Work required:
Pictures stay out of the copy; set down each line of the listing below exactly.

Dataset content:
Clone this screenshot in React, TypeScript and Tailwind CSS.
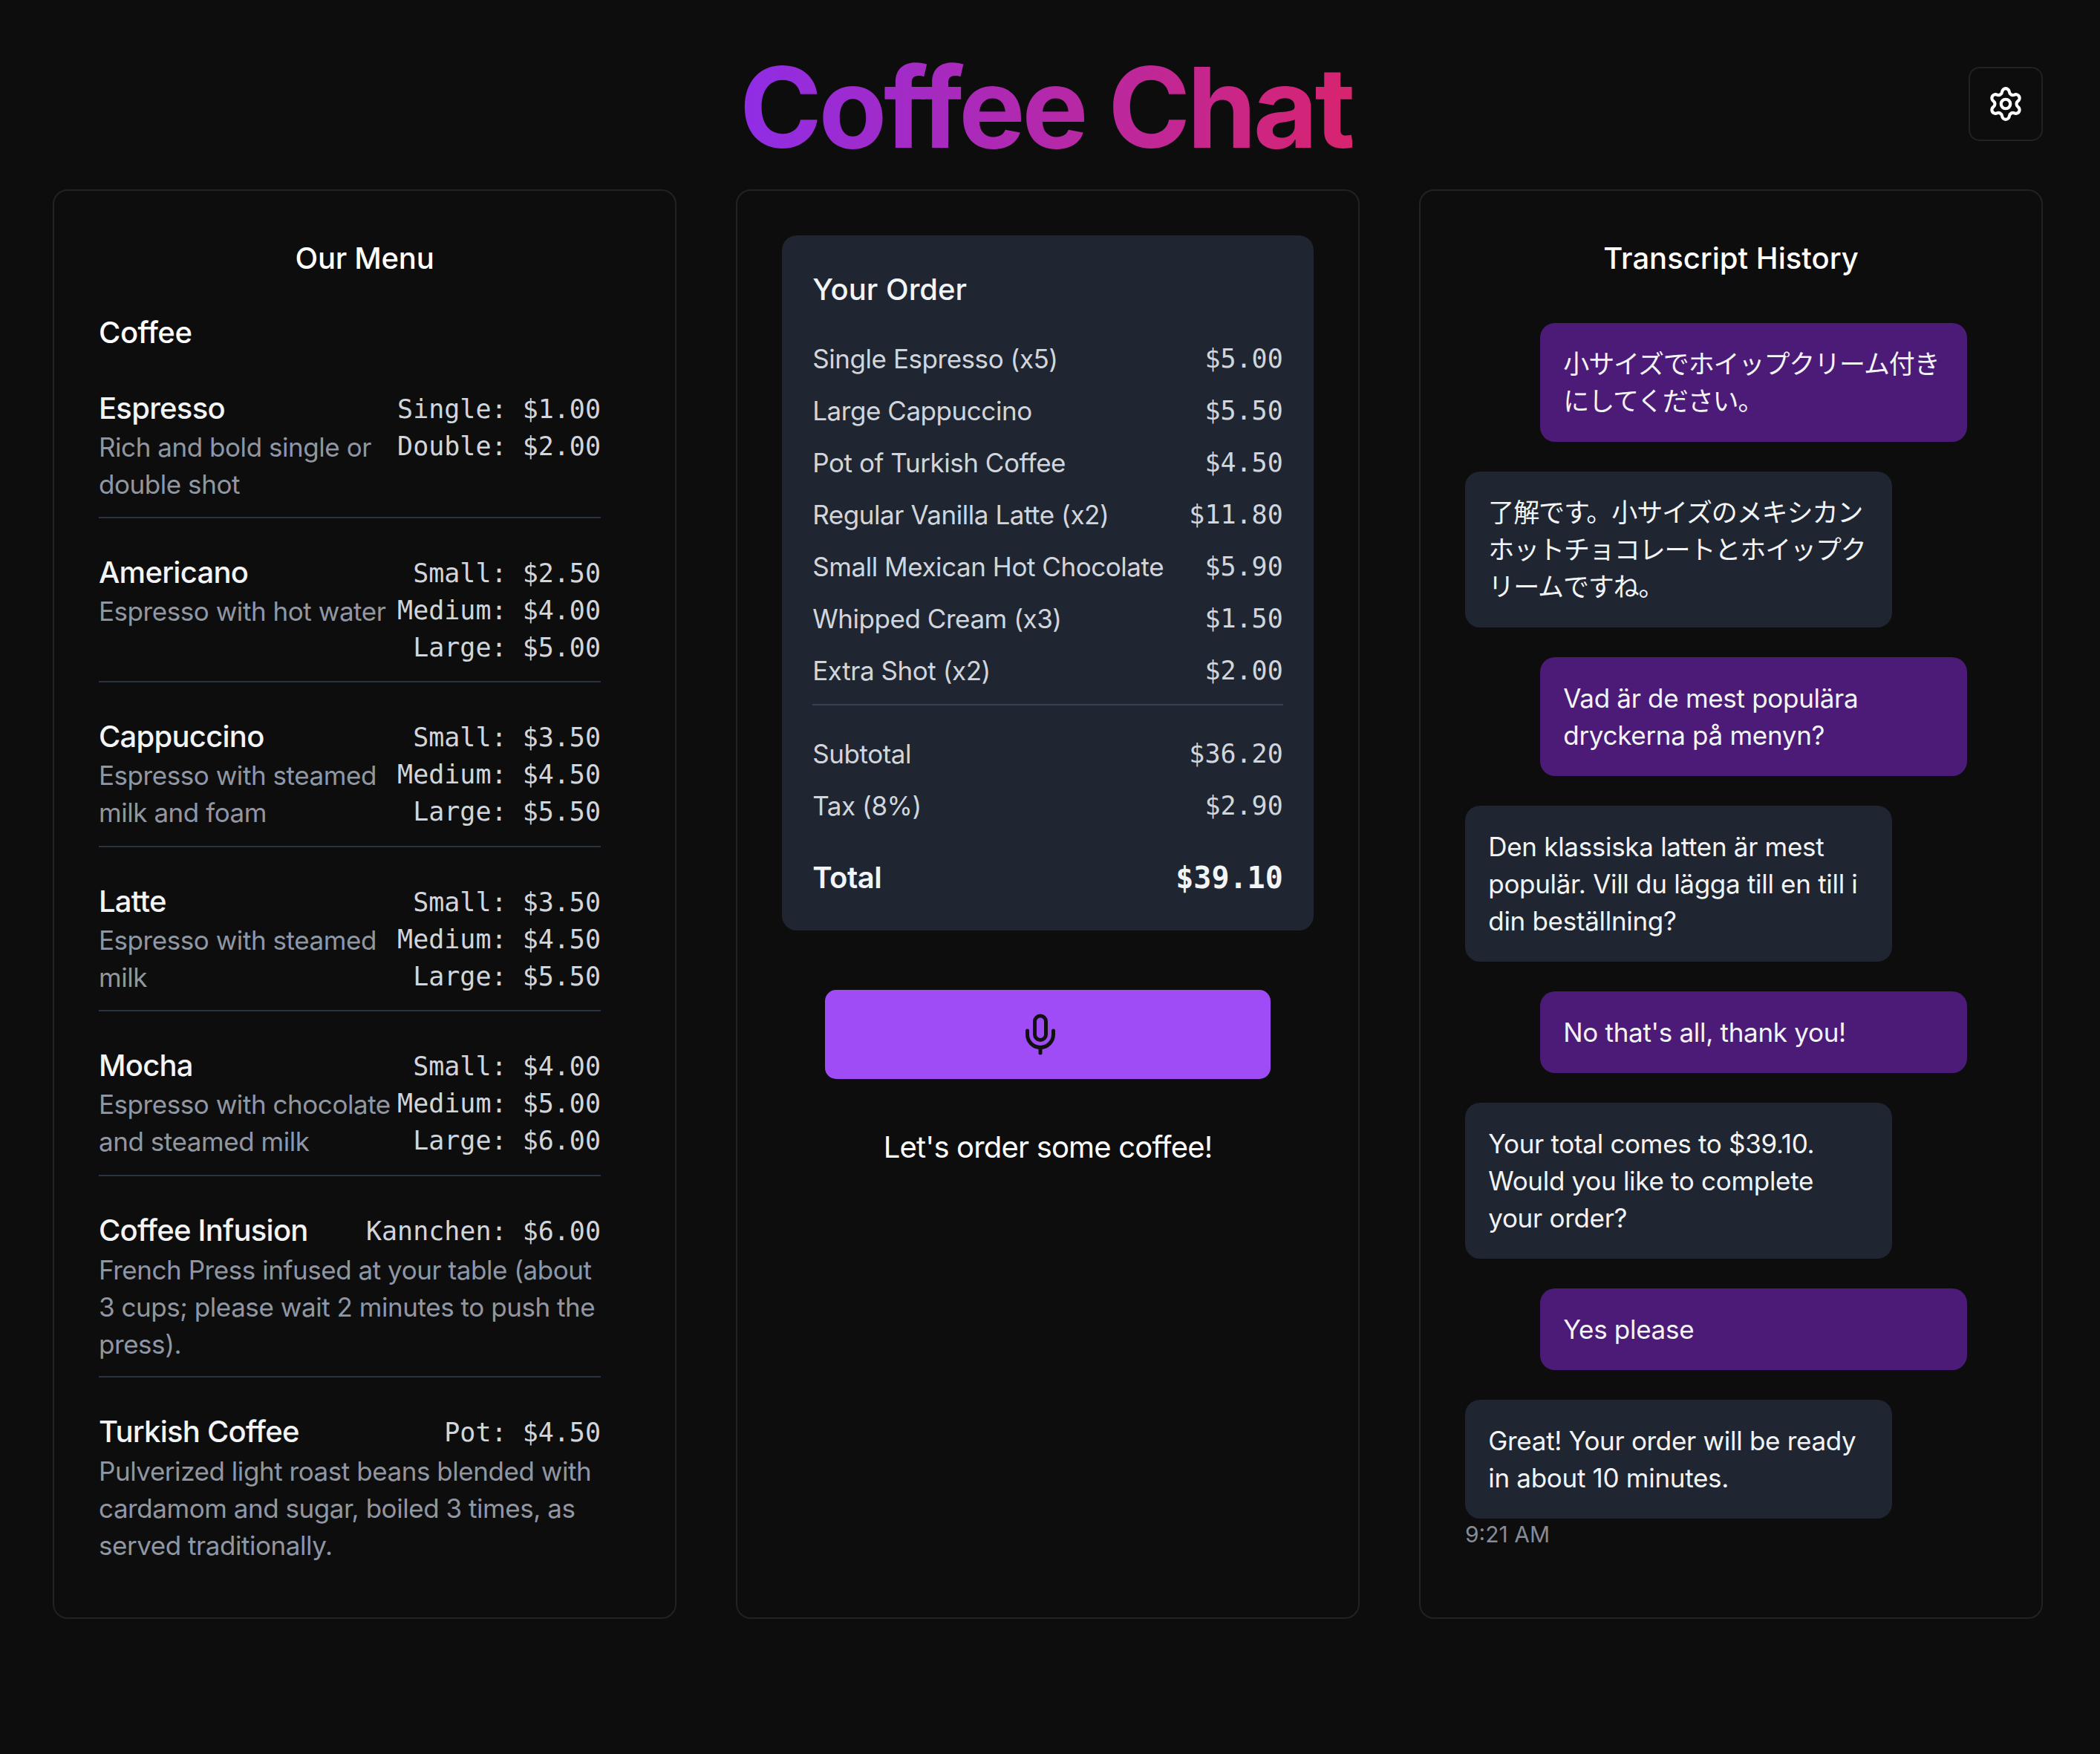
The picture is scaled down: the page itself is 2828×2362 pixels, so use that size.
import React from 'react';
import { Mic, Settings } from 'lucide-react';

type MenuItem = {
  name: string;
  description: string;
  prices: string[];
  wide?: boolean; // description runs under the price instead of beside it
};

const menuItems: MenuItem[] = [
  { name: 'Espresso', description: 'Rich and bold single or double shot', prices: ['Single: $1.00', 'Double: $2.00'] },
  { name: 'Americano', description: 'Espresso with hot water', prices: ['Small: $2.50', 'Medium: $4.00', 'Large: $5.00'] },
  { name: 'Cappuccino', description: 'Espresso with steamed milk and foam', prices: ['Small: $3.50', 'Medium: $4.50', 'Large: $5.50'] },
  { name: 'Latte', description: 'Espresso with steamed milk', prices: ['Small: $3.50', 'Medium: $4.50', 'Large: $5.50'] },
  { name: 'Mocha', description: 'Espresso with chocolate and steamed milk', prices: ['Small: $4.00', 'Medium: $5.00', 'Large: $6.00'] },
  {
    name: 'Coffee Infusion',
    description: 'French Press infused at your table (about 3 cups; please wait 2 minutes to push the press).',
    prices: ['Kannchen: $6.00'],
    wide: true,
  },
  {
    name: 'Turkish Coffee',
    description: 'Pulverized light roast beans blended with cardamom and sugar, boiled 3 times, as served traditionally.',
    prices: ['Pot: $4.50'],
    wide: true,
  },
];

const orderItems = [
  ['Single Espresso (x5)', '$5.00'],
  ['Large Cappuccino', '$5.50'],
  ['Pot of Turkish Coffee', '$4.50'],
  ['Regular Vanilla Latte (x2)', '$11.80'],
  ['Small Mexican Hot Chocolate', '$5.90'],
  ['Whipped Cream (x3)', '$1.50'],
  ['Extra Shot (x2)', '$2.00'],
];

const messages: { role: 'user' | 'assistant'; text: string; ja?: boolean }[] = [
  { role: 'user', text: '小サイズでホイップクリーム付きにしてください。', ja: true },
  { role: 'assistant', text: '了解です。小サイズのメキシカンホットチョコレートとホイップクリームですね。', ja: true },
  { role: 'user', text: 'Vad är de mest populära dryckerna på menyn?' },
  { role: 'assistant', text: 'Den klassiska latten är mest populär. Vill du lägga till en till i din beställning?' },
  { role: 'user', text: "No that's all, thank you!" },
  { role: 'assistant', text: 'Your total comes to $39.10. Would you like to complete your\u00a0order?' },
  { role: 'user', text: 'Yes please' },
  { role: 'assistant', text: 'Great! Your order will be ready in about 10 minutes.' },
];

const mono = "font-['DejaVu_Sans_Mono',monospace] tracking-normal";

const MenuRow = ({ item, last }: { item: MenuItem; last: boolean }) => {
  const prices = (
    <div className={`${mono} shrink-0 whitespace-nowrap pt-[3.5px] pb-[0.8px] text-right text-sm text-gray-300`}>
      {item.prices.map((price) => (
        <div key={price}>{price}</div>
      ))}
    </div>
  );
  const name = <h4 className="mt-[2px] font-[450] leading-[22px] tracking-[-0.3px] text-gray-100">{item.name}</h4>;

  return (
    <div className={last ? '' : 'border-b border-[#2a3340] pb-[7.5px]'}>
      {item.wide ? (
        <>
          <div className="flex items-start justify-between gap-1">
            {name}
            {prices}
          </div>
          <p className="text-sm text-[#9097a3]">{item.description}</p>
        </>
      ) : (
        <div className="flex items-start justify-between gap-[2px]">
          <div>
            {name}
            <p className="text-sm text-[#9097a3]">{item.description}</p>
          </div>
          {prices}
        </div>
      )}
    </div>
  );
};

const App = () => {
  return (
    <div className="[zoom:2.5] h-[944.8px] w-[1131.2px] bg-[#0d0d0d] pr-[2.4px] font-['Inter','Noto_Sans_CJK_JP',sans-serif] tracking-[-0.18px] text-white">
      <div className="mx-auto w-[1072px]">
        <header className="grid grid-cols-[1fr_auto_1fr] items-start pt-[28px] pb-[14px]">
          <div />
          <h1 className="mr-[2px] bg-linear-to-r/srgb from-[#8f2de6] to-[#d8246f] bg-clip-text text-6xl font-bold tracking-[-1.76px] text-transparent">
            Coffee Chat
          </h1>
          <button className="mt-2 flex h-10 w-10 items-center justify-center justify-self-end rounded-md border border-[#222222]">
            <Settings className="h-5 w-5" />
          </button>
        </header>

        <main className="grid h-[770px] grid-cols-3 gap-8">
          <section className="rounded-lg border border-[#222222] p-6">
            <h2 className="mt-[0.5px] mb-4 text-center font-medium tracking-[-0.1px]">Our Menu</h2>
            <h3 className="mb-[15.5px] font-medium">Coffee</h3>
            <div className="space-y-4 pr-4">
              {menuItems.map((item, i) => (
                <MenuRow key={item.name} item={item} last={i === menuItems.length - 1} />
              ))}
            </div>
          </section>

          <section className="flex flex-col items-center rounded-lg border border-[#222222] p-6">
            <div className="w-full rounded-lg bg-[#1f2631] px-[16.5px] pt-4 pb-[16.5px]">
              <h2 className="mt-px mb-[15.5px] font-medium tracking-normal text-gray-100">Your Order</h2>
              <div className="space-y-2 text-sm text-gray-300">
                {orderItems.map(([label, price]) => (
                  <div key={label} className="flex justify-between">
                    <span>{label}</span>
                    <span className={mono}>{price}</span>
                  </div>
                ))}
              </div>
              <div className="mt-2 space-y-2 border-t border-gray-700 pt-4 text-sm text-gray-300">
                <div className="flex justify-between">
                  <span>Subtotal</span>
                  <span className={mono}>$36.20</span>
                </div>
                <div className="flex justify-between">
                  <span>Tax (8%)</span>
                  <span className={mono}>$2.90</span>
                </div>
              </div>
              <div className="mt-[16.5px] flex justify-between font-semibold text-gray-100">
                <span>Total</span>
                <span className={`${mono} font-bold`}>$39.10</span>
              </div>
            </div>

            <button className="mt-8 flex w-60 items-center justify-center rounded-md bg-[#9f4cf7] py-3 text-[#111111]">
              <Mic className="mr-2 h-6 w-6" />
            </button>
            <p className="mt-[25px] tracking-[-0.33px] text-white">Let's order some coffee!</p>
          </section>

          <section className="rounded-lg border border-[#222222] p-6">
            <h2 className="mt-[0.5px] mb-[22.5px] text-center font-medium tracking-normal">Transcript History</h2>
            <div className="space-y-4 pr-4">
              {messages.map((message) => (
                <div key={message.text} className={message.role === 'user' ? 'flex justify-end' : 'flex justify-start'}>
                  <div
                    className={`w-[230px] rounded-lg px-[12.5px] py-3 text-sm text-gray-100 ${
                      message.role === 'user' ? 'bg-[#4c1b78]' : 'bg-[#1f2631]'
                    } ${message.ja ? 'tracking-[-0.44px]' : 'tracking-[-0.12px]'}`}
                  >
                    {message.text}
                  </div>
                </div>
              ))}
            </div>
            <p className="mt-px text-xs tracking-normal text-[#868b96]">9:21 AM</p>
          </section>
        </main>
      </div>
    </div>
  );
};

export default App;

Solution for this exercise:
Clone this screenshot in React, TypeScript and Tailwind CSS.
The picture is scaled down: the page itself is 2828×2362 pixels, so use that size.
import React from 'react';
import { Mic, Settings } from 'lucide-react';

type MenuItem = {
  name: string;
  description: string;
  prices: string[];
  wide?: boolean; // description runs under the price instead of beside it
};

const menuItems: MenuItem[] = [
  { name: 'Espresso', description: 'Rich and bold single or double shot', prices: ['Single: $1.00', 'Double: $2.00'] },
  { name: 'Americano', description: 'Espresso with hot water', prices: ['Small: $2.50', 'Medium: $4.00', 'Large: $5.00'] },
  { name: 'Cappuccino', description: 'Espresso with steamed milk and foam', prices: ['Small: $3.50', 'Medium: $4.50', 'Large: $5.50'] },
  { name: 'Latte', description: 'Espresso with steamed milk', prices: ['Small: $3.50', 'Medium: $4.50', 'Large: $5.50'] },
  { name: 'Mocha', description: 'Espresso with chocolate and steamed milk', prices: ['Small: $4.00', 'Medium: $5.00', 'Large: $6.00'] },
  {
    name: 'Coffee Infusion',
    description: 'French Press infused at your table (about 3 cups; please wait 2 minutes to push the press).',
    prices: ['Kannchen: $6.00'],
    wide: true,
  },
  {
    name: 'Turkish Coffee',
    description: 'Pulverized light roast beans blended with cardamom and sugar, boiled 3 times, as served traditionally.',
    prices: ['Pot: $4.50'],
    wide: true,
  },
];

const orderItems = [
  ['Single Espresso (x5)', '$5.00'],
  ['Large Cappuccino', '$5.50'],
  ['Pot of Turkish Coffee', '$4.50'],
  ['Regular Vanilla Latte (x2)', '$11.80'],
  ['Small Mexican Hot Chocolate', '$5.90'],
  ['Whipped Cream (x3)', '$1.50'],
  ['Extra Shot (x2)', '$2.00'],
];

const messages: { role: 'user' | 'assistant'; text: string; ja?: boolean }[] = [
  { role: 'user', text: '小サイズでホイップクリーム付きにしてください。', ja: true },
  { role: 'assistant', text: '了解です。小サイズのメキシカンホットチョコレートとホイップクリームですね。', ja: true },
  { role: 'user', text: 'Vad är de mest populära dryckerna på menyn?' },
  { role: 'assistant', text: 'Den klassiska latten är mest populär. Vill du lägga till en till i din beställning?' },
  { role: 'user', text: "No that's all, thank you!" },
  { role: 'assistant', text: 'Your total comes to $39.10. Would you like to complete your\u00a0order?' },
  { role: 'user', text: 'Yes please' },
  { role: 'assistant', text: 'Great! Your order will be ready in about 10 minutes.' },
];

const mono = "font-['DejaVu_Sans_Mono',monospace] tracking-normal";

const MenuRow = ({ item, last }: { item: MenuItem; last: boolean }) => {
  const prices = (
    <div className={`${mono} shrink-0 whitespace-nowrap pt-[3.5px] pb-[0.8px] text-right text-sm text-gray-300`}>
      {item.prices.map((price) => (
        <div key={price}>{price}</div>
      ))}
    </div>
  );
  const name = <h4 className="mt-[2px] font-[450] leading-[22px] tracking-[-0.3px] text-gray-100">{item.name}</h4>;

  return (
    <div className={last ? '' : 'border-b border-[#2a3340] pb-[7.5px]'}>
      {item.wide ? (
        <>
          <div className="flex items-start justify-between gap-1">
            {name}
            {prices}
          </div>
          <p className="text-sm text-[#9097a3]">{item.description}</p>
        </>
      ) : (
        <div className="flex items-start justify-between gap-[2px]">
          <div>
            {name}
            <p className="text-sm text-[#9097a3]">{item.description}</p>
          </div>
          {prices}
        </div>
      )}
    </div>
  );
};

const App = () => {
  return (
    <div className="[zoom:2.5] h-[944.8px] w-[1131.2px] bg-[#0d0d0d] pr-[2.4px] font-['Inter','Noto_Sans_CJK_JP',sans-serif] tracking-[-0.18px] text-white">
      <div className="mx-auto w-[1072px]">
        <header className="grid grid-cols-[1fr_auto_1fr] items-start pt-[28px] pb-[14px]">
          <div />
          <h1 className="mr-[2px] bg-linear-to-r/srgb from-[#8f2de6] to-[#d8246f] bg-clip-text text-6xl font-bold tracking-[-1.76px] text-transparent">
            Coffee Chat
          </h1>
          <button className="mt-2 flex h-10 w-10 items-center justify-center justify-self-end rounded-md border border-[#222222]">
            <Settings className="h-5 w-5" />
          </button>
        </header>

        <main className="grid h-[770px] grid-cols-3 gap-8">
          <section className="rounded-lg border border-[#222222] p-6">
            <h2 className="mt-[0.5px] mb-4 text-center font-medium tracking-[-0.1px]">Our Menu</h2>
            <h3 className="mb-[15.5px] font-medium">Coffee</h3>
            <div className="space-y-4 pr-4">
              {menuItems.map((item, i) => (
                <MenuRow key={item.name} item={item} last={i === menuItems.length - 1} />
              ))}
            </div>
          </section>

          <section className="flex flex-col items-center rounded-lg border border-[#222222] p-6">
            <div className="w-full rounded-lg bg-[#1f2631] px-[16.5px] pt-4 pb-[16.5px]">
              <h2 className="mt-px mb-[15.5px] font-medium tracking-normal text-gray-100">Your Order</h2>
              <div className="space-y-2 text-sm text-gray-300">
                {orderItems.map(([label, price]) => (
                  <div key={label} className="flex justify-between">
                    <span>{label}</span>
                    <span className={mono}>{price}</span>
                  </div>
                ))}
              </div>
              <div className="mt-2 space-y-2 border-t border-gray-700 pt-4 text-sm text-gray-300">
                <div className="flex justify-between">
                  <span>Subtotal</span>
                  <span className={mono}>$36.20</span>
                </div>
                <div className="flex justify-between">
                  <span>Tax (8%)</span>
                  <span className={mono}>$2.90</span>
                </div>
              </div>
              <div className="mt-[16.5px] flex justify-between font-semibold text-gray-100">
                <span>Total</span>
                <span className={`${mono} font-bold`}>$39.10</span>
              </div>
            </div>

            <button className="mt-8 flex w-60 items-center justify-center rounded-md bg-[#9f4cf7] py-3 text-[#111111]">
              <Mic className="mr-2 h-6 w-6" />
            </button>
            <p className="mt-[25px] tracking-[-0.33px] text-white">Let's order some coffee!</p>
          </section>

          <section className="rounded-lg border border-[#222222] p-6">
            <h2 className="mt-[0.5px] mb-[22.5px] text-center font-medium tracking-normal">Transcript History</h2>
            <div className="space-y-4 pr-4">
              {messages.map((message) => (
                <div key={message.text} className={message.role === 'user' ? 'flex justify-end' : 'flex justify-start'}>
                  <div
                    className={`w-[230px] rounded-lg px-[12.5px] py-3 text-sm text-gray-100 ${
                      message.role === 'user' ? 'bg-[#4c1b78]' : 'bg-[#1f2631]'
                    } ${message.ja ? 'tracking-[-0.44px]' : 'tracking-[-0.12px]'}`}
                  >
                    {message.text}
                  </div>
                </div>
              ))}
            </div>
            <p className="mt-px text-xs tracking-normal text-[#868b96]">9:21 AM</p>
          </section>
        </main>
      </div>
    </div>
  );
};

export default App;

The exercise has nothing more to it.